Washington, D.C. – The House today passed the BUILD Act of 2018 (H.R. 5105) to increase opportunities for American job creators in emerging overseas markets. Specifically, the bill consolidates OPIC, USAID’s Development Credit Authority and other development finance authorities into a modern, self-sustaining U.S. International Development Finance Corporation. This will enable the U.S. to support countries that want an alternative to predatory development finance models offered by China and others.

On the House floor prior to the vote, Chairman Royce delivered the following remarks (as prepared for delivery):

“The BUILD Act is the product of months of bipartisan and bicameral work, along with the White House, to make America’s private sector more competitive in emerging markets.

Across the globe, lack of access to capital often constrains economic growth – especially in the world’s least developed countries. According to the International Finance Corporation, micro, small and medium-sized enterprises have an unmet financing need of $5.2 trillion every year in emerging markets, depriving them of the capital they need to grow. Foreign investment is critical to empowering entrepreneurs, creating jobs and reducing poverty.

America has an undeniable interest in supporting the development of vibrant and stable economies around the world. Healthy private sectors promote good governance, support thriving civil societies, and help reduce civil strife. The resulting stability is good for our national security, and also benefits U.S. exports and jobs.

Increasingly, other countries are working to advance their economic and political interests by shaping overseas markets. China’s ‘One Belt, One Road’ initiative, which has been estimated at $1 trillion or more, dwarfs the size of the Marshall Plan that rebuilt war-torn Europe in the 1940s and 1950s.

Across Africa, Asia and beyond, Beijing is making massive investments in new construction and infrastructure projects – from the headquarters of the African Union to a port in Djibouti, where both the U.S. and China have military bases. Beijing now owns 80 percent of this strategically located African nation’s foreign debt.

As the President and CEO of OPIC – the Overseas Private Investment Corporation – testified to the Foreign Affairs Committee, ‘a condition of many of these loans is that Chinese firms – and labor – get the business… This state-directed approach is not consistent with our values, which incorporate the high standards of international financial institutions related to governance, transparency, debt sustainability, environmental, and social safeguards.’

Chinese development practices have often left countries worse off, putting some countries into debt distress. Last December, Sri Lanka gave control of a strategic port to Beijing for 99 years after it could not repay the Chinese-backed loans used to fund it, granting Beijing a foothold in the Indian Ocean and its critical shipping lanes.

And due to Beijing’s ‘no strings attached’ financing, some of Africa’s most brutal regimes have been thrown an economic lifeline, undermining democratic governance. Unlike the United States, China does not have anti-corruption standards and is willing to fund just about any government, from Venezuela to Sudan.

The U.S. cannot and should not match China’s investments dollar-for-dollar, but we can and should do more to support international economic development with partners who have embraced the private sector-driven development model.

However, America’s development finance toolkit – which is spread across multiple agencies – is limited, duplicative and uncoordinated.
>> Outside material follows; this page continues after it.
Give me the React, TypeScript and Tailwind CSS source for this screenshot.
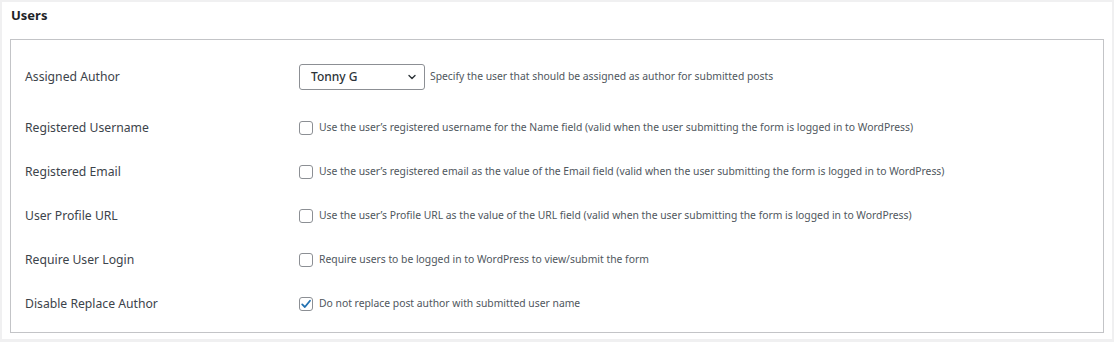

The BUILD Act will address these shortcomings and modernize America’s antiquated development finance capabilities to address the challenges of the 21st century.

Specifically, this legislation will merge OPIC and USAID’s Development Credit Authority into a standalone U.S. International Development Finance Corporation, which will also have new authorities. Among these will be the ability to co-finance projects with our allies, like the U.K.

Through the provision of loans, guaranties, limited equity investments, feasibility studies, political risk insurance and other instruments of support, the new Development Finance Corporation will mobilize private capital to provide countries a competitive alternative to the state-directed approach of Beijing and Moscow.

I am pleased that this bill doesn’t just merge existing functions together, but also includes critical reforms to protect taxpayers, improve government efficiency and make America’s development finance toolkit more effective. Notably, it adopts many of the same principles as the Millennium Challenge Corporation, including the constraints analysis,  which directs investment to where it will have the most impact. For example, this bill will:

  • create a dedicated Inspector General of the new Corporation;
  • require that the Corporation prioritize support in the poorest countries and those making continual progress toward economic policies that support free enterprise; and
  • create lasting institutional linkages between the Development Finance Corporation and other development agencies.

This bill enjoys strong support from the White House, which made it a priority in its National Security Strategy and FY 2019 budget. In short, the BUILD Act represents a major opportunity for Congress and the Executive Branch to transform and modernize our nation’s tools to support global development and increase opportunities for American entrepreneurs in emerging markets.”